[Dataset rows]

=======

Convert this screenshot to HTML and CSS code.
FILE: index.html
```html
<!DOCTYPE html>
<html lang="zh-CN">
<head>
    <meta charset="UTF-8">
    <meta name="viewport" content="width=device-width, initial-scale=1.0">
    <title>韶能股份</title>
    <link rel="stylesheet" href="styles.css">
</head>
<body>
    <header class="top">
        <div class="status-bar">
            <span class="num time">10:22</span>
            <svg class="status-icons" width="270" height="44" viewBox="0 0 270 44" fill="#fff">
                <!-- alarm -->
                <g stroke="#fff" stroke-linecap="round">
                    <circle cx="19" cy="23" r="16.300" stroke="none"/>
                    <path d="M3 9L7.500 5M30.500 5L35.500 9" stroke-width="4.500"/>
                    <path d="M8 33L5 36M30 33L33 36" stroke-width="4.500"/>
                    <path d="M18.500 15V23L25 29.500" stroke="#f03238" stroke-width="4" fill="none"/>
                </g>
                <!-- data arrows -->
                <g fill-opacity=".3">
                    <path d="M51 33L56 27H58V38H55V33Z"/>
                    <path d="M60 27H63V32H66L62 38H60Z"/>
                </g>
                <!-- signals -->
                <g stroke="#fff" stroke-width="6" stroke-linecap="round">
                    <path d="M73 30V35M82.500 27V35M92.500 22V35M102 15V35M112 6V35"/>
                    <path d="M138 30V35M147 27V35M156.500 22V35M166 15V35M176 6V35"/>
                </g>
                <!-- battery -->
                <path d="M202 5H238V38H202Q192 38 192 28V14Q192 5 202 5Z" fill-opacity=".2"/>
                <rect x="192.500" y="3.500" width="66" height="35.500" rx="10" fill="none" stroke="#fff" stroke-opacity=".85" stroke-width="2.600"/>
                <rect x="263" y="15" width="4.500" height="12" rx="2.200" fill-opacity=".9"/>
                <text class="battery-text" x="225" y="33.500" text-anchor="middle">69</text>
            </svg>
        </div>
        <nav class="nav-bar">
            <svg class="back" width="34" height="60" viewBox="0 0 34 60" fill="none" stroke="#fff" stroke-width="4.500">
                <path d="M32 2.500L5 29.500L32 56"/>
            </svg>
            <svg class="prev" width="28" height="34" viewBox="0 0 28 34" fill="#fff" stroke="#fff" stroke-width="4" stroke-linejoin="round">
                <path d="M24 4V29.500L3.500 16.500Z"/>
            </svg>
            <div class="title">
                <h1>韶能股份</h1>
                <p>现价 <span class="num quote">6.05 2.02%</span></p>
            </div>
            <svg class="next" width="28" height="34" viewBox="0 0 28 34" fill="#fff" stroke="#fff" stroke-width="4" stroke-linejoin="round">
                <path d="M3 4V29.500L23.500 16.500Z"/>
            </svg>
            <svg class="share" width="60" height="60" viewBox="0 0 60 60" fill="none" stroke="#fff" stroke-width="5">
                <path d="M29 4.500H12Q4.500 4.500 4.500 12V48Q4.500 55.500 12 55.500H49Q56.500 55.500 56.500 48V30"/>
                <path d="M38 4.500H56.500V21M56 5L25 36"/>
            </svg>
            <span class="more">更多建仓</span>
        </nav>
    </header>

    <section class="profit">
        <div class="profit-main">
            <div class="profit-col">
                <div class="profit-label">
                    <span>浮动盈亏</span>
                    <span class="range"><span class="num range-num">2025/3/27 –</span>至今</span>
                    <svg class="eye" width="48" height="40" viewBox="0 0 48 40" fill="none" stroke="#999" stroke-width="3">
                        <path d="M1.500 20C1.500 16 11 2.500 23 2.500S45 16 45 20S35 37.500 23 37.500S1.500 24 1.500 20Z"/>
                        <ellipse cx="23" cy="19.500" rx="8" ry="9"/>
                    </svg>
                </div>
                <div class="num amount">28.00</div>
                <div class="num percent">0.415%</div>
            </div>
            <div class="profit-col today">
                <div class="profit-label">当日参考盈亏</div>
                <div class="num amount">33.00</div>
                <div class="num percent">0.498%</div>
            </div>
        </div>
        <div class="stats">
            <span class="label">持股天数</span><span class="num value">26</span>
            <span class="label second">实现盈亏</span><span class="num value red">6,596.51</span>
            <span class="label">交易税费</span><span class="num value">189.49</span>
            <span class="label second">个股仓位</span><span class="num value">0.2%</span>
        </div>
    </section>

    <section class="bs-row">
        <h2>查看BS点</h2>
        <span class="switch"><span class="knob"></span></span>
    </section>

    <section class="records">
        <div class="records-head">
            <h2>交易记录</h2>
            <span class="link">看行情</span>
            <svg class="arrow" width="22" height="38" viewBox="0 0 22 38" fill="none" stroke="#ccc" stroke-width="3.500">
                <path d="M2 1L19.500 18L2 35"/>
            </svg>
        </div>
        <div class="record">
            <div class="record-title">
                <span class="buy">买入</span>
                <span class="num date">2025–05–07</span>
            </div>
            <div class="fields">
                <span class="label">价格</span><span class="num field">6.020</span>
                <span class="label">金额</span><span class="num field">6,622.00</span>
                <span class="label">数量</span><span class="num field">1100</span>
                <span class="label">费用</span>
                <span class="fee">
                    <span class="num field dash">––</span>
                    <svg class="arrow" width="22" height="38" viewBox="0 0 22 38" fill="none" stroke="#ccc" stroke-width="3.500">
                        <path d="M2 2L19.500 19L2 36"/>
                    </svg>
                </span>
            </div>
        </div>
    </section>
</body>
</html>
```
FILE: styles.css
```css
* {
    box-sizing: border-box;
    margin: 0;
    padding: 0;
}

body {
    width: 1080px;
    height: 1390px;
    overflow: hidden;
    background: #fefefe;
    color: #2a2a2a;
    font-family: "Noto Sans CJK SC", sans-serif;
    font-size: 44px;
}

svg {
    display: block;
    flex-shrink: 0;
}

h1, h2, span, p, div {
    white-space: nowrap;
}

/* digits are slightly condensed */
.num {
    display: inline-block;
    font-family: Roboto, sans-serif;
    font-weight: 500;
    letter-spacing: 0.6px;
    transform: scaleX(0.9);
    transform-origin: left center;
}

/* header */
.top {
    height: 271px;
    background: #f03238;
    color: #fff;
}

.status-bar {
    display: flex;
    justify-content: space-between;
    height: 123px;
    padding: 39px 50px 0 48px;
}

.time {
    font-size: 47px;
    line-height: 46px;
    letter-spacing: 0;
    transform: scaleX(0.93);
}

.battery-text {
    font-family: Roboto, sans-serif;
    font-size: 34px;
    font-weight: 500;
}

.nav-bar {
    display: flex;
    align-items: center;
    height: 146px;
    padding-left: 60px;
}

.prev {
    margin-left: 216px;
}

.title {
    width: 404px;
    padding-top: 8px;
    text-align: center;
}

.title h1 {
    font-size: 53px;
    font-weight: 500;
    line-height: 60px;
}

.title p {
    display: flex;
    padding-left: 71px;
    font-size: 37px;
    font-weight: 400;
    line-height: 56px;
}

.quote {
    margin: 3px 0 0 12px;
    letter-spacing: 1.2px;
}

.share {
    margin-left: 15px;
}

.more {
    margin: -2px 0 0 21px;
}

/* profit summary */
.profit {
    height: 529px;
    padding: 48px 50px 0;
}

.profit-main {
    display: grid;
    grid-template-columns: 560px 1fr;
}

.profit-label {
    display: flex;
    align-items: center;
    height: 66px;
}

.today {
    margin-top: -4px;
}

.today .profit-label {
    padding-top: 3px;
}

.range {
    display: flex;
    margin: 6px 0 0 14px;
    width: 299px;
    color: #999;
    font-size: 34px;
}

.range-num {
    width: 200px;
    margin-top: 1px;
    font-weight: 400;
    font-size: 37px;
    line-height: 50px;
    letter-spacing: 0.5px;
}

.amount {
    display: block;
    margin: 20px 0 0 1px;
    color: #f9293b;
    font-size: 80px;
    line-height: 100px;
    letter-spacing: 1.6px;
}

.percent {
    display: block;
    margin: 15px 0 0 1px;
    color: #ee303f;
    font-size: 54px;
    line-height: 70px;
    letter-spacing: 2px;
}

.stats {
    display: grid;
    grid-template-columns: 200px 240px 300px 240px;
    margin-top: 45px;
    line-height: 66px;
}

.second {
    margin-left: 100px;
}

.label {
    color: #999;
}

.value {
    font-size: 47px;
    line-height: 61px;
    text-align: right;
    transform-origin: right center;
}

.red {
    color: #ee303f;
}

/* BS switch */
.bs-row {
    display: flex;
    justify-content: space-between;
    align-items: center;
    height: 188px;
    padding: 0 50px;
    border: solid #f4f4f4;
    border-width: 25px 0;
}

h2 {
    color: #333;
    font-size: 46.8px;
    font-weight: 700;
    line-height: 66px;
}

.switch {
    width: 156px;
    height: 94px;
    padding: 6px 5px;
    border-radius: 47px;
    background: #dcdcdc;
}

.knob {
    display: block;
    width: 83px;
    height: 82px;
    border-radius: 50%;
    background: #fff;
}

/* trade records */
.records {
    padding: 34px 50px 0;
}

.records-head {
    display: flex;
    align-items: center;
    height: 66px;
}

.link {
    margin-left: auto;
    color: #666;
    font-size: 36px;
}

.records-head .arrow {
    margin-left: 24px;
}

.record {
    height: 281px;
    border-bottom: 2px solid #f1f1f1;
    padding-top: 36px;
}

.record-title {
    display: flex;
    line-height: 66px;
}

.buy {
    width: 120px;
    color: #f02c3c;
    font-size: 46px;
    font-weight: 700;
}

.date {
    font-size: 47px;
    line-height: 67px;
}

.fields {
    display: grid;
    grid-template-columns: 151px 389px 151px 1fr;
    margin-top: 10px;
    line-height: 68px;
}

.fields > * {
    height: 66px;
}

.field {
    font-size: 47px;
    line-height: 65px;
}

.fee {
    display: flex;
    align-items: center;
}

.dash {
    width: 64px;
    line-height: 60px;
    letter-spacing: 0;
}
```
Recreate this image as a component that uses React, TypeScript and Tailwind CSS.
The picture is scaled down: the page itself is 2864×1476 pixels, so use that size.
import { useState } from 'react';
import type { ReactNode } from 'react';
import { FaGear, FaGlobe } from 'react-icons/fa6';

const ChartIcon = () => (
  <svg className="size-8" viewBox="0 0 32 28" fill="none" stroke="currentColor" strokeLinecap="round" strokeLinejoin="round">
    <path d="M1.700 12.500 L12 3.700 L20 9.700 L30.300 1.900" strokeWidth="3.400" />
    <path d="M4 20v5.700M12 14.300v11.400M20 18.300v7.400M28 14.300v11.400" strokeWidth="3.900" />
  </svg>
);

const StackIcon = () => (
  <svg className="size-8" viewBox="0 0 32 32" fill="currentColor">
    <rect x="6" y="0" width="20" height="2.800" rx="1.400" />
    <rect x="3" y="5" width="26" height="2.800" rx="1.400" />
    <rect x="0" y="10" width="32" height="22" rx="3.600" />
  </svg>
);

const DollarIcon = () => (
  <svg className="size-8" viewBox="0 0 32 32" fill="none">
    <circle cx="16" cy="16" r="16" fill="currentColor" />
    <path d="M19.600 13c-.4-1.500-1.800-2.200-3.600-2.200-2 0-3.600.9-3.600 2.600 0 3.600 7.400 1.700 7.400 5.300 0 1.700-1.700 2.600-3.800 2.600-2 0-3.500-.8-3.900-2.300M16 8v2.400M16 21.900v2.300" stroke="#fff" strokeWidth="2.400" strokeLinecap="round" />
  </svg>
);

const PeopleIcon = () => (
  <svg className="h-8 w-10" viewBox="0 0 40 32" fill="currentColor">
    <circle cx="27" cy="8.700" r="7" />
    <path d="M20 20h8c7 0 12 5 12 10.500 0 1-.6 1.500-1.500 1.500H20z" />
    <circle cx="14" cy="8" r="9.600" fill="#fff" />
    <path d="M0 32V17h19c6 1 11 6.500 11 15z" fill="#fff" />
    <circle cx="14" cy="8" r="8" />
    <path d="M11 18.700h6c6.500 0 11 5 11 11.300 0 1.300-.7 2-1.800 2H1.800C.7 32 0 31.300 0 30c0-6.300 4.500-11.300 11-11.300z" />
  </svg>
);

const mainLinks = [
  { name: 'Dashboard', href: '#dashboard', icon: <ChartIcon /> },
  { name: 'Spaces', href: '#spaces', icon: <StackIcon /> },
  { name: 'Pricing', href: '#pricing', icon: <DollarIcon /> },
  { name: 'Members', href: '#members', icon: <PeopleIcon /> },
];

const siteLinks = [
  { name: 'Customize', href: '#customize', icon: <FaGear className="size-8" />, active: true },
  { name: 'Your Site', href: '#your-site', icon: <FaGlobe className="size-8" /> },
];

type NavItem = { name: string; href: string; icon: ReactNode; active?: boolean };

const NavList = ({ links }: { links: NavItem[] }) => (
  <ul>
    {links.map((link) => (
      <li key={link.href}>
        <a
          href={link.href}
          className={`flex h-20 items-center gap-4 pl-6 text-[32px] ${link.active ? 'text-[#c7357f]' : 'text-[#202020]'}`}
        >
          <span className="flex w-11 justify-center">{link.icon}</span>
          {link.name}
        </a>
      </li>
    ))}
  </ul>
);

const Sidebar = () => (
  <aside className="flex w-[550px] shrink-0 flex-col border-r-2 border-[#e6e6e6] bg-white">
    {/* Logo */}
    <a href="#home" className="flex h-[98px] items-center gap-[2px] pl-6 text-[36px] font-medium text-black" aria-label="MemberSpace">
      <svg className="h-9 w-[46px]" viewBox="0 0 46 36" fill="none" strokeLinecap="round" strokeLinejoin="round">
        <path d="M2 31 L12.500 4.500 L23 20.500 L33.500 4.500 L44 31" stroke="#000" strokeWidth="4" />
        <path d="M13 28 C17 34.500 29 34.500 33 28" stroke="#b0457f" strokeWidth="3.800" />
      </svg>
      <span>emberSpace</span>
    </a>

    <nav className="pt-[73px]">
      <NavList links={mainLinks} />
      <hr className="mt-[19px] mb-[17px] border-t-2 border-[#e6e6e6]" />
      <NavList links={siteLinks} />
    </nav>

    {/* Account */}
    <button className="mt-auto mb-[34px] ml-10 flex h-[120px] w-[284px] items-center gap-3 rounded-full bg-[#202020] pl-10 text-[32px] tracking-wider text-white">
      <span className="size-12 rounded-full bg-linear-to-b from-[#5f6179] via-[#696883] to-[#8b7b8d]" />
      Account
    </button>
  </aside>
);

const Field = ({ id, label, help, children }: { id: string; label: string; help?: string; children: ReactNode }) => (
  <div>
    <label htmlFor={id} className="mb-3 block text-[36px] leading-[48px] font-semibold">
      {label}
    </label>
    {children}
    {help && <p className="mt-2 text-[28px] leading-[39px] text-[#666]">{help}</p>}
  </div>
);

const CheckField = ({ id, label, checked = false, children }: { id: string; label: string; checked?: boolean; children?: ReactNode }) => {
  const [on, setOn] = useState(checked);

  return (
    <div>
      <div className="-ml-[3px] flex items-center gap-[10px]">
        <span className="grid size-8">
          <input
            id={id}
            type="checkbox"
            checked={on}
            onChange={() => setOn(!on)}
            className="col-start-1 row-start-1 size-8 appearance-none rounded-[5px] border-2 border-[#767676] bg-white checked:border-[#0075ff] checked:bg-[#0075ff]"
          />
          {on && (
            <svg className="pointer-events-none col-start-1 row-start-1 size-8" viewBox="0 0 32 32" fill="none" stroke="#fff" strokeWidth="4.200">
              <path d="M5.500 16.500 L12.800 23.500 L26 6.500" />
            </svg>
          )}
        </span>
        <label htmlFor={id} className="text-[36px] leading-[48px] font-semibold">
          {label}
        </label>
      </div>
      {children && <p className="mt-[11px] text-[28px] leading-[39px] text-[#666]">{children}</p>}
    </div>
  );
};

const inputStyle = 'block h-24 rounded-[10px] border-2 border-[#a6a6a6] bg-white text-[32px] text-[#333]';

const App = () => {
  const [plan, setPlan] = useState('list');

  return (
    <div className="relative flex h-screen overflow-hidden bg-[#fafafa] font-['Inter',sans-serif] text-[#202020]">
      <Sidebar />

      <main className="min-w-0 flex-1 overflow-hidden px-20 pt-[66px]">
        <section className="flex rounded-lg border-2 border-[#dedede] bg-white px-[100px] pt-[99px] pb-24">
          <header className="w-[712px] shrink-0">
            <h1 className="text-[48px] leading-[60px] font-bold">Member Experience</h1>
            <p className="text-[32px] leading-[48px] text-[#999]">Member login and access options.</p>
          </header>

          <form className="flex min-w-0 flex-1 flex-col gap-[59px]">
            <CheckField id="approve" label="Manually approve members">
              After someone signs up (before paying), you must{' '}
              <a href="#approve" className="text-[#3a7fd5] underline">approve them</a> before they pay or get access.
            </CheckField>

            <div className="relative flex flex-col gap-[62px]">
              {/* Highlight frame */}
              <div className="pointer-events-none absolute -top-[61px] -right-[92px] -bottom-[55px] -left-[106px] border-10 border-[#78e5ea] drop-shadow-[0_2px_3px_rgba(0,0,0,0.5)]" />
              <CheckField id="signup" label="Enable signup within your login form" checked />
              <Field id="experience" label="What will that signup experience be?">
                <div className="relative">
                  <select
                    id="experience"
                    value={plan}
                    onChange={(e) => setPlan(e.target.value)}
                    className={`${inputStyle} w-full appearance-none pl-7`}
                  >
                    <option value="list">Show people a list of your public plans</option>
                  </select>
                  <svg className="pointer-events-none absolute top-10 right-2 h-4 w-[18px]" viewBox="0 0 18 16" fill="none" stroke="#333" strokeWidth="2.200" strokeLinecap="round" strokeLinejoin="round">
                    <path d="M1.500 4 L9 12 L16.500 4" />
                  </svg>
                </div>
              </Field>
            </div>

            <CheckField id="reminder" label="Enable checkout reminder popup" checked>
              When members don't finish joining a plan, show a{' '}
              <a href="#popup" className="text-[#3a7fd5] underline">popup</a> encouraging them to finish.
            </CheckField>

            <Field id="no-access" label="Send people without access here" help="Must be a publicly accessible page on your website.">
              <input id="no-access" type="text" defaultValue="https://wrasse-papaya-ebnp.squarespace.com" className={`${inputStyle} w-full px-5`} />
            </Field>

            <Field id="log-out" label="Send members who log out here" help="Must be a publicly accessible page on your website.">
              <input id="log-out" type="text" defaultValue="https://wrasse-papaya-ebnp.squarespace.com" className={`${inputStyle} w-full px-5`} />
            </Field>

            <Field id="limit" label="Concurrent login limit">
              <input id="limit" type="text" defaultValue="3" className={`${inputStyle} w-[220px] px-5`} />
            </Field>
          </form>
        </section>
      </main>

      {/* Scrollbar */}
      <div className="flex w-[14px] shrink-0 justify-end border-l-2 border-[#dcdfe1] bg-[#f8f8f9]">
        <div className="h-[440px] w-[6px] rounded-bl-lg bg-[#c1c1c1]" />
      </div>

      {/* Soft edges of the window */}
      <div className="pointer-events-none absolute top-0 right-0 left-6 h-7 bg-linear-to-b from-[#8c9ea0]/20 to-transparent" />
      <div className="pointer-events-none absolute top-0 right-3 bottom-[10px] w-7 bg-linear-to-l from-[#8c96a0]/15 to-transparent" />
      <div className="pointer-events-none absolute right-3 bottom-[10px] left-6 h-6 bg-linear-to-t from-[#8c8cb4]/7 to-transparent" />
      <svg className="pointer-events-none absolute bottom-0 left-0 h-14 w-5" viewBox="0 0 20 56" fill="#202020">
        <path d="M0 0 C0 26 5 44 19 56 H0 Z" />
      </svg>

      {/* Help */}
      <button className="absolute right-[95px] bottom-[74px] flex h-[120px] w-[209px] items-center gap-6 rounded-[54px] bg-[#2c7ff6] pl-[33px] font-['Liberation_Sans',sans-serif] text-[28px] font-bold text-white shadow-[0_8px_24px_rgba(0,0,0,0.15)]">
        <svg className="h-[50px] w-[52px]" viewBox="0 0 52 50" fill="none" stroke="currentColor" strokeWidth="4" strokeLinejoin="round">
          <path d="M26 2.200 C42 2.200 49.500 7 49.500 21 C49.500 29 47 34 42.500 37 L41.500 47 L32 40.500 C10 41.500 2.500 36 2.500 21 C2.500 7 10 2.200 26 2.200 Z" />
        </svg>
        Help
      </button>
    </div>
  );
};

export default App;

=======

THE EXERCISE:
Select the lines from the entries that include the word "this".

COMPLETE RESPONSE:
Convert this screenshot to HTML and CSS code.
Recreate this image as a component that uses React, TypeScript and Tailwind CSS.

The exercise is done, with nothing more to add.